The organic food market has been growing for decades.  Quietly at first, but developments in recent years have brought it to the forefront.  There are issues with pesticides, herbicides, GMOs, the bees, pollution, energy and water consumption, and the health of the people eating the food produced with synthetic inputs.  Food might be clean when it leaves the farm, but processors can treat that food with undesired contaminants in every step of the supply chain up to and including the store you buy it in.  The only way to know what is in your food is to grow it yourself or get to know your farmer in person. 

The public is growing increasingly disillusioned with traditional agriculture.  At this point the US is unable to keep up with the demand for organic produce and is importing a larger volume each year.  Meanhwhile, the cost of the synthetic inputs is rising along with petroleum prices.  Now that 25% of the corn crop is used in ethanol production, food prices are permanently linked to energy prices.  We've seen food inflation spike since 2008 when oil hit nearly $150/barrel.  Food is no longer cheap, and it will only get worse.

Something like a third of US organic crop production is in California.  A third of the population is on the East coast.  We suffer price spikes when energy prices climb because our food travels thousands of miles to get to our plates.  God forbid we find ourselves in a fuel crisis as experienced in 1973.  Adding to California's woes is an unrelenting drought.   You've got to have water to grow vegetables.  Right now in California wells are running dry.  Groundwater is being depleted to such an extent that the ground is subsiding across the central valley, the Governor has declared a water emergency, and people are stealing tankers.  The impact on produce prices is being felt across the nation.

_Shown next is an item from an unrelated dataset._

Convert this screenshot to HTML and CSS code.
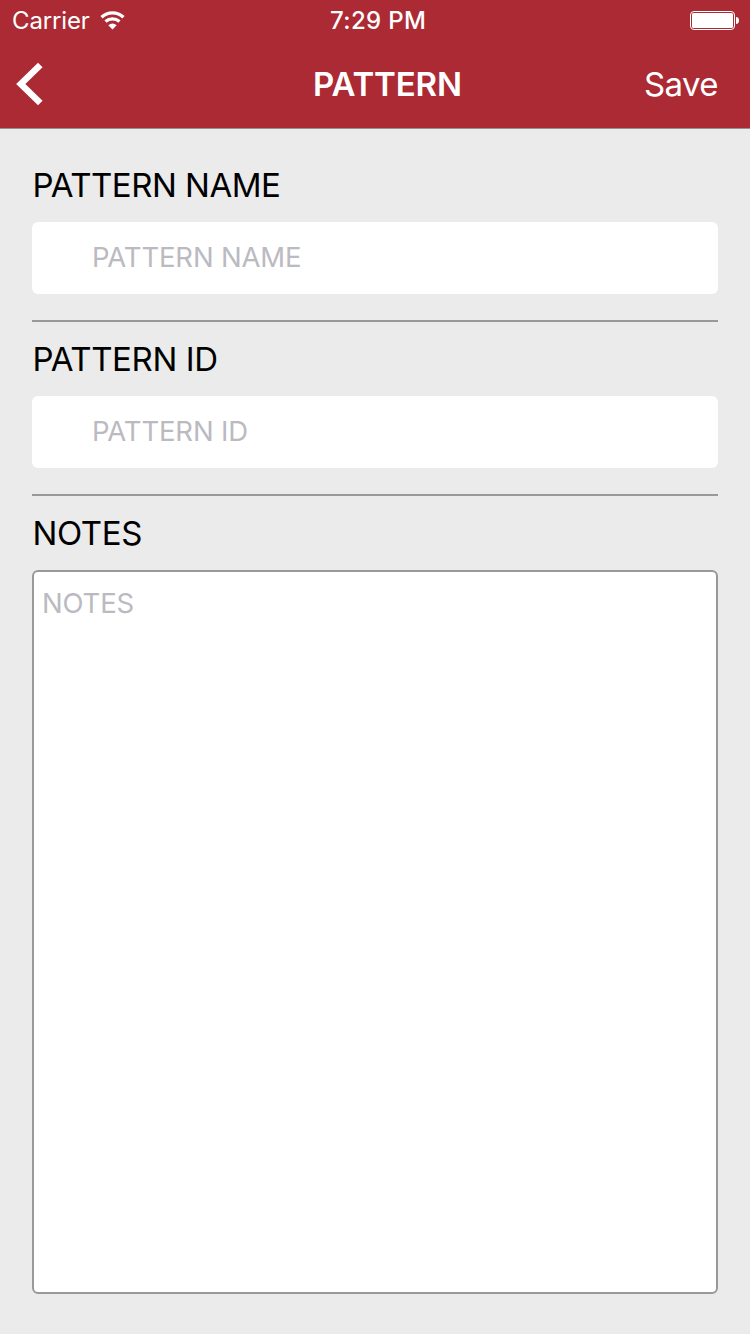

We've got too many eggs in too few baskets.  A few years ago, the drought in Texas caused a spike in hay and silage prices.  It became too expensive to keep cows.  Farmers sold off their herds en masse.  The rise in supply brought down beef prices for a time, but repopulating the herds drove them back up to the highest levels ever seen.   The bird flu epidemic going on right now has resulted in a spike in egg prices.  I'm hearing reports of $5/dozen in major cities, for battery eggs.   As a nation, our food system is in peril.  It needs to be more distributed, more diverse, relocalized, and removed from the chemical teat.

There's never been a better time to get into farming.  Input costs are rising for traditional farmers, but organic inputs are free.  Operating costs for traditional farming is heavily dependent on fossil fuels.  Organic growing can be done without the use of fossil fuels.  Food prices are rising.  The system is buckling.  People want clean, wholesome food loaded with nutrition and flavor.  All this creates opportunity for an organized group of motivated people. 

If we can grow it, we can sell it.  The first line of customers is the people in the group.  How much land we have available will determine production volume.  If our volume is less than internal demand, all our product is sold, and we'll be looking for more land.  We can make changes in our growing bed configuration to maximize our production space, and produce enough to meet internal demand on a few acres.  If all we did was supply our own produce needs, the income generated would be enough to start making a difference in the lives of the people in the group.  The cost of groceries is beating us down.  If we were to redirect that spending locally, we'd create employment for ourselves.  Local people + local production + local consumption = resilience.  In the event of another gas crisis, or a truckers strike, or droughts on the other side of the continent, we stay on top.   What's more, by diversifying our production with polyculture rather than a monocrop, the farm takes on a level of resilience that will outperform any traditional farm no matter what Mother Nature and politics sends our way.

The farm is only part of the equation.  It serves some of the needs of the kitchen and store operation.  It can readily absorb all the time the sharecroppers have to contribute and still ask for more.  A kitchen can only fit so many people at a time.  The farm gives us room to undertake a wide range of projects and do so with very little additional cost.

We need a home base, get one with land so we can grow vegetables.  We bring in our leaves, grass clipping, kitchen scrap and we've got a copious supply of compost material to put to use that costs us nothing.  While you're at bring in your aluminum cans and other recycleables.  Clean out your basement, attic, shed, spare room and back porch, haul that in for a repurpose shop.  We've got a need for tools to work around the farm, cashflow to aquire them and the room to set up a tool library which will benefit everyone.  We've got people and tools, we can put ourselves to work and gather more compost and reuse materials at the same time.  Drag in your scrap lumber we'll build a chicken coop or make use of it in the workshop.  People need information as part of their learning process.  With all our coming and going, a book swap and media library becomes a no brainer.   All of this can be done using perhaps as much as an acre.  The rest of the land is used for crops. 

How much space we have available is a key issue.  Not enough land will limit our income potential and ability to grow the operation.  Too much land at the start can take time to develop.   Meanwhile, we are paying the mortgage and property taxes.  There are ways to put that undeveloped land to use.  Garden plots and storage come to mind right away.  The absolute minimum is 5 acres.  If the entire enterprise is a 5 acre farm, it would be a hobby for most folks involved, yet big enough to offer a chance for some to pick up the ball and run.  We'd be able to develop that space in short order, pay the bills, and get into some projects which can save us all enough money to make it worthwhile.  The greatest gain on a small farm is the opportunity for the young people.  At 10 acres the income potential is enough to start making a difference in people's lives, even without the kitchen and store.  Beyond 10 acres we start to get into some serious numbers and gain the ability to handle livestock and orchards.   Sticking with vegetable production is still practical at 50-100 acres.  Starting with a spread of a couple dozen acres could be a strain on the budget.  Adding a property to our portfolio later gives us the means to grow at our own pace without biting off too much all at once.   Let's work on paying down that debt first.   Too much business is as bad a problem as not enough.